[Material to process]
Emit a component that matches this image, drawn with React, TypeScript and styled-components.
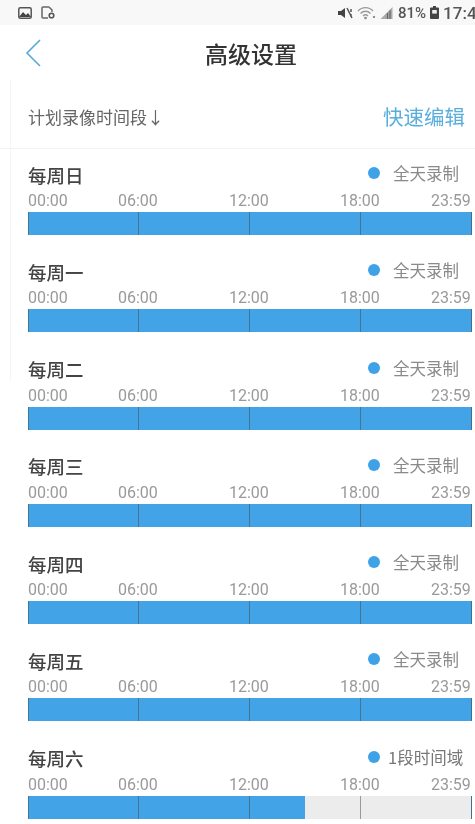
import styled, { createGlobalStyle } from "styled-components";

const FONT = `"Noto Sans CJK SC", "Noto Sans", Roboto, sans-serif`;

const days = [
  { name: "每周日", status: "全天录制", fill: 100 },
  { name: "每周一", status: "全天录制", fill: 100 },
  { name: "每周二", status: "全天录制", fill: 100 },
  { name: "每周三", status: "全天录制", fill: 100 },
  { name: "每周四", status: "全天录制", fill: 100 },
  { name: "每周五", status: "全天录制", fill: 100 },
  { name: "每周六", status: "1段时间域", fill: 62.6 },
];

const hours = ["00:00", "06:00", "12:00", "18:00", "23:59"];

export default function App() {
  return (
    <>
      <GlobalStyle />
      <Page>
        <EdgeLine />
        <StatusBar>
          <StatusIcons>
            <svg width="14" height="12" viewBox="0 0 14 12">
              <rect x="0.8" y="0.8" width="12.4" height="10.4" rx="1.5" fill="none" stroke="#555" strokeWidth="1.5" />
              <path d="M1 10 L5 5 L8 8 L10 6 L13 10 Z" fill="#444" />
            </svg>
            <svg width="14" height="13" viewBox="0 0 14 13">
              <path d="M8 1 H2 A1 1 0 0 0 1 2 V11 A1 1 0 0 0 2 12 H7 M8 1 L11 4 V6" fill="none" stroke="#666" strokeWidth="1.5" />
              <circle cx="10.5" cy="9.5" r="2.3" fill="none" stroke="#555" strokeWidth="1.6" />
            </svg>
          </StatusIcons>
          <StatusRight>
            <svg width="16" height="12" viewBox="0 0 16 12">
              <path d="M1 4 H4 L8 1 V11 L4 8 H1 Z" fill="#444" />
              <path d="M10 1 L15 11 M14 2 V5 M14 7 V10" stroke="#555" strokeWidth="1.5" fill="none" />
            </svg>
            <svg width="19" height="14" viewBox="0 0 19 14">
              <path d="M1 5 C5 0.5 12 0.5 16 5 M3.5 7.5 C6.5 4.5 10.5 4.5 13.5 7.5 M6 10 C7.5 8.5 9.5 8.5 11 10" stroke="#999" strokeWidth="1.3" fill="none" />
              <circle cx="8.5" cy="12" r="1.3" fill="#888" />
              <circle cx="17" cy="11" r="1.1" fill="#777" />
            </svg>
            <svg width="14" height="12" viewBox="0 0 13 12">
              <path d="M0 12 L12 0 V12 Z" fill="#aaa" />
              <path d="M7 12 V6 M9.5 12 V3.5" stroke="#666" strokeWidth="1.2" />
            </svg>
            <Percent>81%</Percent>
            <svg width="9" height="13" viewBox="0 0 9 13">
              <path d="M3 0 H6 V1.5 H8 A1 1 0 0 1 9 2.5 V12 A1 1 0 0 1 8 13 H1 A1 1 0 0 1 0 12 V2.5 A1 1 0 0 1 1 1.5 H3 Z" fill="#444" />
              <rect x="2.2" y="4" width="4.6" height="3.6" fill="#eee" />
            </svg>
            <Clock>17:40</Clock>
          </StatusRight>
        </StatusBar>

        <Header>
          <BackButton>
            <svg width="16" height="28" viewBox="0 0 16 28">
              <path d="M15 1 L2 14 L15 27" fill="none" stroke="#55aadb" strokeWidth="1.6" />
            </svg>
          </BackButton>
          <Title>高级设置</Title>
        </Header>

        <SectionBar>
          <SectionLabel>计划录像时间段↓</SectionLabel>
          <QuickEdit>快速编辑</QuickEdit>
        </SectionBar>

        <DayList>
          {days.map((day) => (
            <DayRow key={day.name}>
              <DayHead>
                <DayName>{day.name}</DayName>
                <DayStatus>
                  <Dot />
                  <StatusText $wide={day.fill < 100}>{day.status}</StatusText>
                </DayStatus>
              </DayHead>
              <HourScale>
                {hours.map((h) => (
                  <span key={h}>{h}</span>
                ))}
              </HourScale>
              <TimeBar $fill={day.fill}>
                <Slot />
                <Slot />
                <Slot />
                <Slot />
              </TimeBar>
            </DayRow>
          ))}
        </DayList>
      </Page>
    </>
  );
}

const GlobalStyle = createGlobalStyle`
  html, body {
    margin: 0;
    padding: 0;
    background: #fff;
    overflow: hidden;
  }
`;

const Page = styled.div`
  position: relative;
  width: 475px;
  height: 824px;
  overflow: hidden;
  background: #fff;
  font-family: ${FONT};
  filter: blur(0.45px);
`;

const EdgeLine = styled.div`
  position: absolute;
  left: 10px;
  top: 79px;
  width: 1px;
  height: 302px;
  background: #f5f5f5;
`;

const StatusBar = styled.div`
  height: 25px;
  padding: 0 0 0 18px;
  background: #f8f8f8;
  display: flex;
  align-items: center;
  justify-content: space-between;
`;

const StatusIcons = styled.div`
  display: flex;
  align-items: center;
  gap: 9px;
`;

const StatusRight = styled.div`
  width: 138px;
  flex: none;
  display: flex;
  align-items: center;
  gap: 4px;
  white-space: nowrap;
  overflow: hidden;

  svg {
    flex: none;
  }
`;

const Percent = styled.span`
  flex: none;
  font-family: Roboto, sans-serif;
  font-size: 15px;
  font-weight: 500;
  color: #555;
`;

const Clock = styled.span`
  flex: none;
  font-family: Roboto, sans-serif;
  font-size: 17px;
  font-weight: 500;
  color: #555;
`;

const Header = styled.div`
  height: 55px;
  padding: 0 0 0 25px;
  display: flex;
  align-items: center;
`;

const BackButton = styled.div`
  width: 16px;
  display: flex;
  align-items: center;
  margin-right: 164px;
`;

const Title = styled.div`
  font-size: 23px;
  font-weight: 500;
  color: #333;
  line-height: 30px;
`;

const SectionBar = styled.div`
  height: 69px;
  padding: 4px 10px 0 28px;
  border-bottom: 1px solid #f2f2f2;
  box-sizing: border-box;
  display: flex;
  align-items: center;
  justify-content: space-between;
`;

const SectionLabel = styled.div`
  font-size: 17px;
  color: #666;
`;

const QuickEdit = styled.div`
  font-size: 20.5px;
  color: #5aaedc;
`;

const DayList = styled.div`
  display: flex;
  flex-direction: column;
  padding: 0 3px 0 28px;
`;

const DayRow = styled.div`
  height: 97.3px;
  padding-top: 12px;
  box-sizing: border-box;
  flex: none;
`;

const DayHead = styled.div`
  height: 27px;
  display: flex;
  align-items: center;
  justify-content: space-between;
`;

const DayName = styled.div`
  font-size: 18.5px;
  font-weight: 500;
  color: #444;
`;

const DayStatus = styled.div`
  width: 104px;
  display: flex;
  align-items: center;
  margin-bottom: 3px;
`;

const Dot = styled.span`
  width: 12px;
  height: 12px;
  flex: none;
  border-radius: 50%;
  background: #3fa2e6;
`;

const StatusText = styled.span<{ $wide: boolean }>`
  margin-left: ${(p) => (p.$wide ? 8 : 13)}px;
  font-size: 16.5px;
  color: ${(p) => (p.$wide ? "#777" : "#8a8a8a")};
  white-space: nowrap;
`;

const HourScale = styled.div`
  height: 24px;
  padding-top: 1px;
  box-sizing: border-box;
  display: grid;
  grid-template-columns: 90px 111px 111px 91px 41px;
  align-items: center;
  font-family: Roboto, sans-serif;
  font-size: 16px;
  color: #9a9a9a;
`;

const TimeBar = styled.div<{ $fill: number }>`
  height: 23px;
  display: grid;
  grid-template-columns: 110px 111px 111px 1fr;
  background: linear-gradient(
    90deg,
    #42a3e6 ${(p) => p.$fill}%,
    #ececec ${(p) => p.$fill}%
  );
  border-right: 1.5px solid rgba(70, 70, 70, 0.55);
`;

const Slot = styled.div`
  border-left: 1.5px solid rgba(70, 70, 70, 0.5);
`;
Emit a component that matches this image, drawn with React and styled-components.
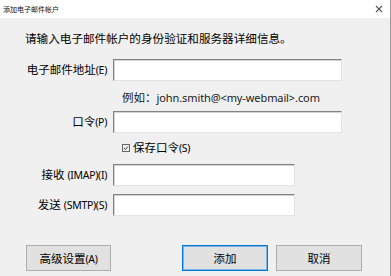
import React from 'react';
import styled, { createGlobalStyle } from 'styled-components';

const GlobalStyle = createGlobalStyle`
  html, body {
    margin: 0;
    padding: 0;
    background: #f0f0f0;
  }
  * {
    box-sizing: border-box;
  }
`;

const FONT = `"Noto Sans", "Noto Sans CJK SC", sans-serif`;

const Window = styled.div`
  width: 391px;
  height: 276px;
  background: #f0f0f0;
  border-right: 1px solid #9a9a9a;
  font-family: ${FONT};
  color: #000;
  display: flex;
  flex-direction: column;
  overflow: hidden;
`;

const TitleBar = styled.div`
  height: 18px;
  background: #fff;
  display: flex;
  align-items: center;
  justify-content: space-between;
  padding: 0 6px 0 3px;
`;

const Title = styled.span`
  font-size: 7px;
  line-height: 1;
  color: #111;
`;

const CloseIcon = styled.svg`
  width: 8px;
  height: 8px;
  margin-right: 1px;
`;

const Body = styled.div`
  flex: 1;
  padding: 13px 0 0 25px;
  display: flex;
  flex-direction: column;
`;

const Heading = styled.div`
  font-size: 11.6px;
  line-height: 16px;
  height: 16px;
`;

const Row = styled.div`
  display: grid;
  grid-template-columns: 82px auto;
  column-gap: 6px;
  align-items: center;
  margin-top: ${(p) => p.$top}px;
  height: ${(p) => p.$h || 22}px;
`;

const Label = styled.label`
  text-align: right;
  font-size: 11.5px;
  line-height: 16px;
  white-space: nowrap;
`;

const Latin = styled.span`
  font-size: 10.5px;
  letter-spacing: -0.3px;
`;

const Input = styled.input`
  width: ${(p) => p.$w}px;
  height: 22px;
  margin: 0;
  padding: 0 3px;
  background: #fff;
  border-style: solid;
  border-width: 1px;
  border-color: #828282 #e3e3e3 #e3e3e3 #828282;
  box-shadow: inset 1px 1px 0 #d4d4d4;
  outline: none;
  font-family: ${FONT};
  font-size: 12px;
`;

const Hint = styled.div`
  grid-column: 2;
  padding-left: 9px;
  font-size: 11.5px;
  line-height: 16px;
  color: #1a1a1a;
  white-space: nowrap;
`;

const HintLatin = styled.span`
  font-size: 11px;
  letter-spacing: -0.1px;
`;

const Check = styled.label`
  grid-column: 2;
  padding-left: 9px;
  display: flex;
  align-items: center;
  gap: 3px;
  font-size: 11.5px;
  line-height: 16px;
  white-space: nowrap;
`;

const CheckBox = styled.svg`
  width: 8px;
  height: 8px;
`;

const ButtonRow = styled.div`
  margin-top: 29px;
  margin-left: 1px;
  padding-right: 28px;
  display: flex;
  align-items: center;
  gap: 8px;
`;

const Spacer = styled.div`
  flex: 1;
`;

const Button = styled.button`
  width: ${(p) => p.$w || 86}px;
  height: 26px;
  margin: 0;
  padding: 0;
  background: #e1e1e1;
  border: 1px solid ${(p) => (p.$primary ? '#0078d7' : '#adadad')};
  box-shadow: ${(p) => (p.$primary ? 'inset 0 0 0 1px #7db7e8' : 'none')};
  font-family: ${FONT};
  font-size: 11.5px;
  color: #000;
`;

export default function App() {
  return (
    <>
      <GlobalStyle />
      <Window>
        <TitleBar>
          <Title>添加电子邮件帐户</Title>
          <CloseIcon viewBox="0 0 8 8">
            <path d="M1 1 L7 7 M7 1 L1 7" stroke="#555" strokeWidth="1.1" />
          </CloseIcon>
        </TitleBar>
        <Body>
          <Heading>请输入电子邮件帐户的身份验证和服务器详细信息。</Heading>

          <Row $top={12}>
            <Label>
              电子邮件地址<Latin>(E)</Latin>
            </Label>
            <Input $w={229} />
          </Row>

          <Row $top={9} $h={16}>
            <Hint>
              例如：<HintLatin>john.smith@&lt;my-webmail&gt;.com</HintLatin>
            </Hint>
          </Row>

          <Row $top={5}>
            <Label>
              口令<Latin>(P)</Latin>
            </Label>
            <Input $w={229} type="password" />
          </Row>

          <Row $top={7} $h={16}>
            <Check>
              <CheckBox viewBox="0 0 8 8">
                <rect x="0.5" y="0.5" width="7" height="7" fill="none" stroke="#666" />
                <path d="M2 4 L3.4 5.5 L6 2.5" fill="none" stroke="#444" strokeWidth="1" />
              </CheckBox>
              <span>
                保存口令<Latin>(S)</Latin>
              </span>
            </Check>
          </Row>

          <Row $top={8}>
            <Label>
              接收 <Latin>(IMAP)(I)</Latin>
            </Label>
            <Input $w={182} />
          </Row>

          <Row $top={8}>
            <Label>
              发送 <Latin>(SMTP)(S)</Latin>
            </Label>
            <Input $w={182} />
          </Row>

          <ButtonRow>
            <Button $w={85}>
              高级设置<Latin>(A)</Latin>
            </Button>
            <Spacer />
            <Button $w={86} $primary>
              添加
            </Button>
            <Button $w={86}>取消</Button>
          </ButtonRow>
        </Body>
      </Window>
    </>
  );
}
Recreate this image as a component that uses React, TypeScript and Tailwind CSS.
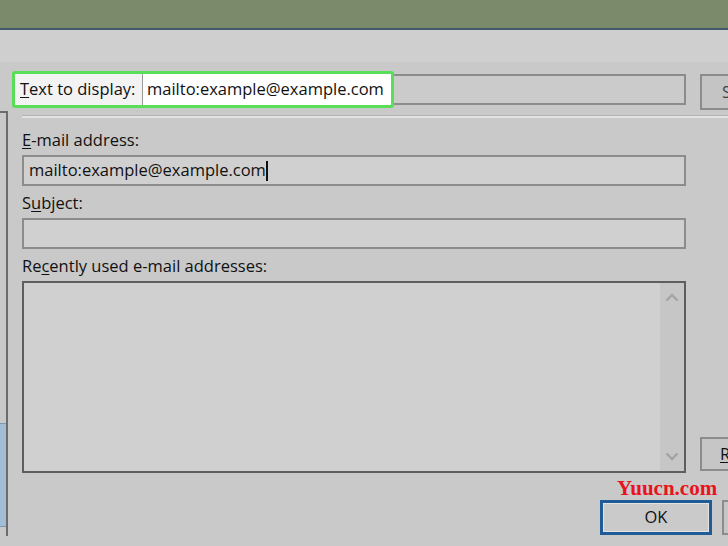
import React from "react";

const ui = { fontFamily: '"Open Sans", "Noto Sans", sans-serif' };

function Field(props: { children?: React.ReactNode; className?: string }) {
  return (
    <div
      className={
        "h-[31px] flex items-center border-2 border-[#8c8c8c] bg-[#d0d0d0] px-[4px] " +
        (props.className ?? "")
      }
    >
      {props.children}
    </div>
  );
}

function Chevron(props: { down?: boolean }) {
  return (
    <svg width="14" height="9" viewBox="0 0 14 9" className="text-[#a4a4a4]">
      <path
        d={props.down ? "M1.5 1.5 L7 7 L12.5 1.5" : "M1.5 7.5 L7 2 L12.5 7.5"}
        fill="none"
        stroke="currentColor"
        strokeWidth="2.4"
      />
    </svg>
  );
}

export default function App() {
  return (
    <div
      className="relative w-[728px] h-[546px] overflow-hidden bg-[#c9c9c9] text-[#111] text-[16.5px] whitespace-nowrap"
      style={ui}
    >
      {/* window title strip */}
      <div className="h-[30px] bg-[#7a8a6a] border-b-2 border-[#41596a]" />
      <div className="h-[32px] bg-[#cfcfcf]" />

      {/* text to display row */}
      <div className="flex items-start pl-[12px] mt-[9px]">
        <div className="flex shrink-0 h-[37px] border-[3px] border-[#5ade5a] rounded-[3px] bg-white">
          <div className="flex items-center w-[128px] shrink-0 bg-[#f3f3f3] pl-[5px] border-r border-[#9a9a9a]">
            <span>
              <span className="underline underline-offset-2">T</span>ext to display:
            </span>
          </div>
          <div className="flex items-center pl-[4px] w-[248px] shrink-0">
            mailto:example@example.com
          </div>
        </div>
        <div className="shrink-0 mt-[3px] h-[31px] w-[292px] border-2 border-l-0 border-[#8c8c8c] bg-[#cbcbcb]" />
        <div className="shrink-0 ml-[14px] mt-[3px] h-[36px] w-[40px] border-2 border-[#8c8c8c] bg-[#c4c4c4] flex items-center pl-[20px] text-[#444]">
          S
        </div>
      </div>

      {/* body */}
      <div className="flex mt-[1px]">
        <div className="w-[8px] shrink-0 h-[425px] border-t-2 border-r-2 border-[#6c6c6c] flex flex-col">
          <div className="h-[310px]" />
          <div className="h-[104px] bg-[#a3bdd6] border-y border-[#7d98b4]" />
        </div>

        <div className="w-[678px] shrink-0 pl-[14px] pt-[4px]">
          <div className="h-[3px] border-t border-[#b4b4b4] bg-[#e2e2e2] -mr-[50px]" />

          <div className="w-[664px]">
            <div className="mt-[10px] h-[24px] leading-[24px]">
              <span className="underline underline-offset-2">E</span>-mail address:
            </div>
            <Field className="mt-[3px]">
              <span className="pl-[1px]">mailto:example@example.com</span>
              <span className="w-[2px] h-[20px] bg-[#111]" />
            </Field>

            <div className="mt-[5px] h-[24px] leading-[24px]">
              S<span className="underline underline-offset-2">u</span>bject:
            </div>
            <Field className="mt-[3px]" />

            <div className="mt-[5px] h-[24px] leading-[24px]">
              Re<span className="underline underline-offset-2">c</span>ently used e-mail addresses:
            </div>
            <div className="mt-[3px] h-[192px] border-2 border-[#5e5e5e] bg-[#d0d0d0] flex justify-end">
              <div className="w-[24px] bg-[#c6c6c6] flex flex-col items-center justify-between py-[10px]">
                <Chevron />
                <Chevron down />
              </div>
            </div>
          </div>
        </div>

        <div className="ml-[14px] w-[40px] shrink-0 pt-[326px]">
          <div className="h-[34px] border-2 border-[#8c8c8c] bg-[#c6c6c6] flex items-center pl-[18px]">
            <span className="underline underline-offset-2">R</span>
          </div>
        </div>
      </div>

      {/* bottom buttons */}
      <div className="absolute left-[600px] top-[500px] flex gap-[10px]">
        <div className="w-[112px] h-[35px] border-[3px] border-[#1f5a99] bg-[#cacaca] flex items-center justify-center">
          <div className="w-full h-full border border-[#e4e4e4] flex items-center justify-center">
            OK
          </div>
        </div>
        <div className="w-[40px] h-[35px] border-2 border-[#8c8c8c] bg-[#c6c6c6]" />
      </div>

      {/* watermark */}
      <div
        className="absolute left-[617px] top-[478px] text-[21px] font-bold text-[#e8141c] leading-none"
        style={{ fontFamily: '"Liberation Serif", serif' }}
      >
        Yuucn.com
      </div>
    </div>
  );
}
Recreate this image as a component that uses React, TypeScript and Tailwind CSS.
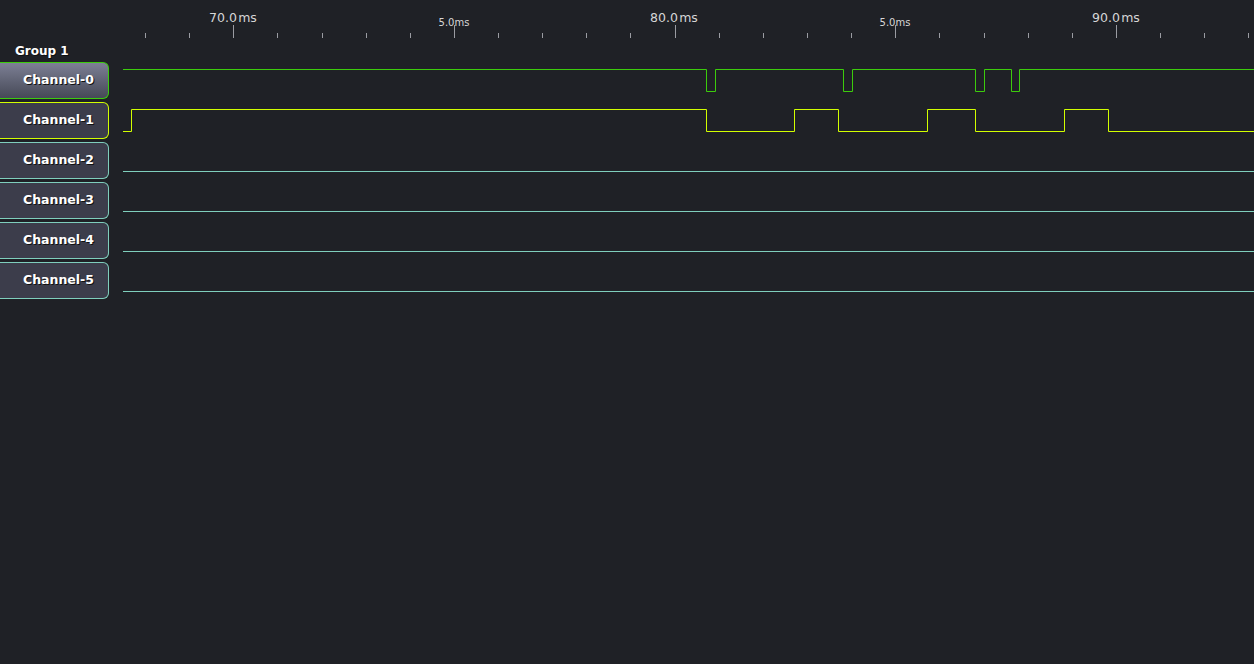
const GREEN = "#3ccc0c";
const YELLOW = "#d2ff00";
const TEAL = "#7fcfbd";

// edges in page x; level starts at `start` (1 = high)
type Trace = { name: string; color: string; start: 0 | 1; edges: number[]; selected?: boolean };

const TRACES: Trace[] = [
  { name: "Channel-0", color: GREEN, start: 1, edges: [706, 715, 843, 852, 975, 984, 1011, 1019], selected: true },
  { name: "Channel-1", color: YELLOW, start: 0, edges: [131, 706, 794, 838, 927, 975, 1064, 1108] },
  { name: "Channel-2", color: TEAL, start: 0, edges: [] },
  { name: "Channel-3", color: TEAL, start: 0, edges: [] },
  { name: "Channel-4", color: TEAL, start: 0, edges: [] },
  { name: "Channel-5", color: TEAL, start: 0, edges: [] },
];

const X0 = 123;
const W = 1254 - X0;
const HI = 9.5;
const LO = 31.5;

function tracePoints(t: Trace): string {
  let level = t.start;
  const y = () => (level ? HI : LO);
  const pts: string[] = [`0,${y()}`];
  for (const e of t.edges) {
    const x = e - X0 + 0.5;
    pts.push(`${x},${y()}`);
    level = level ? 0 : 1;
    pts.push(`${x},${y()}`);
  }
  pts.push(`${W},${y()}`);
  return pts.join(" ");
}

const MINOR = Array.from({ length: 26 }, (_, i) => i - 2);

function Ruler() {
  return (
    <div className="relative h-10 w-full">
      {MINOR.map((n) => {
        const x = Math.round(233.3 + 44.13 * n);
        const major = n % 5 === 0;
        return (
          <div
            key={n}
            className={`absolute w-px bg-[#9a9ca2] ${major ? "top-[25px] h-[13px]" : "top-[33px] h-[5px]"}`}
            style={{ left: x }}
          />
        );
      })}
      {[
        { x: 233, t: "70.0\u200Ams", big: true },
        { x: 454, t: "5.0ms", big: false },
        { x: 674, t: "80.0\u200Ams", big: true },
        { x: 895, t: "5.0ms", big: false },
        { x: 1116, t: "90.0\u200Ams", big: true },
      ].map((l) => (
        <span
          key={l.x}
          className={`absolute -translate-x-1/2 whitespace-nowrap text-[#d6d6d6] ${
            l.big ? "top-[10px] text-[12.5px] leading-[16px]" : "top-[16px] text-[10px] leading-[13px]"
          }`}
          style={{ left: l.x }}
        >
          {l.t}
        </span>
      ))}
    </div>
  );
}

function ChannelRow({ t }: { t: Trace }) {
  return (
    <div className="flex h-10 items-start">
      <div
        className={[
          "mt-[2px] flex h-[37px] w-[109px] shrink-0 items-center justify-end rounded-r-[6px] border border-l-0 pr-[14px] pb-[1px]",
          t.selected ? "bg-gradient-to-b from-[#7d8095] to-[#464957]" : "bg-[#3c3d4b]",
        ].join(" ")}
        style={{ borderColor: t.color }}
      >
        <span className="text-[12.5px] font-bold text-white [text-shadow:1px_1px_0_#111]">{t.name}</span>
      </div>
      <svg className="ml-[14px] shrink-0" width={W} height={40} viewBox={`0 0 ${W} 40`}>
        <polyline points={tracePoints(t)} fill="none" stroke={t.color} strokeWidth={1} />
      </svg>
    </div>
  );
}

export default function App() {
  return (
    <div className="h-[664px] w-[1254px] overflow-hidden bg-[#1f2126] font-['DejaVu_Sans',sans-serif]">
      <Ruler />
      <div className="flex h-5 items-center pl-[15px] pt-[2px] text-[12px] font-bold text-white [text-shadow:1px_1px_0_#111]">
        Group 1
      </div>
      {TRACES.map((t) => (
        <ChannelRow key={t.name} t={t} />
      ))}
    </div>
  );
}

[Exercise goal]
Show each line of the data that contains the string "React".

[Final result]
Emit a component that matches this image, drawn with React, TypeScript and styled-components.
Emit a component that matches this image, drawn with React and styled-components.
import React from 'react';
Recreate this image as a component that uses React, TypeScript and Tailwind CSS.
import React from "react";
function Field(props: { children?: React.ReactNode; className?: string }) {
Recreate this image as a component that uses React, TypeScript and Tailwind CSS.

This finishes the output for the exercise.